François Rude, Head of a Gaul, c. 1833-35
This sculpture is a copy of part of a monumental relief sculpture on the Arch of Triumph in Paris. It is called The Departure of the Volunteers of 1792, and is also known as The Marseillaise. Rude created this sculpture to symbolize the gathering together of the French people in defense of their country. The man’s thick beard shows his maturity, and the wind blowing through his long hair makes the sculpture more dynamic.
France had just endured another civil revolt, that of the July Revolution of 1830, which ended the Bourbon dynasty. The Arch of Triumph had been commissioned by Napoleon in 1806, to commemorate his military victories, but the work still continued until 1835. Napoleon had finally lost all power in 1815, and so the images of heroism in the sculpture do not refer directly to the Emperor, but rather to soldiers of antiquity who are being led by the allegorical character of Victory.

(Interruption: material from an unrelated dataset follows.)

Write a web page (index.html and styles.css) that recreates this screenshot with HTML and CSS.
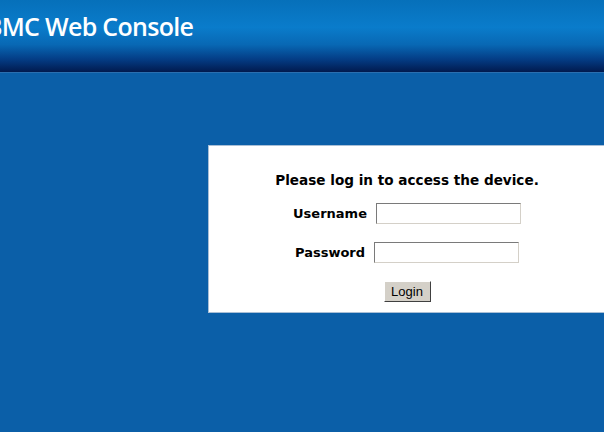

Romanticism was a movement that began near the end of the 18th century and had its strongest impact in the 19th century. The image sometimes told a familiar story from literature, and the word "romantic" derives from the word "roman" in French, meaning "novel" in English, a literary work of fiction. In romantic sculpture, artists sought to engage the viewer’s emotions with dramatic effects of facial expression and movement.
François Rude (1784-1855) was born in Dijon. He studied at the National School of Fine Arts in Paris, and received the Rome Prize in 1812. The sculpture of The Departure of the Volunteers is his most important work. The French government issued a ten-franc coin in honor of François Rude in 1984, to commemorate the bicentennial of his birth.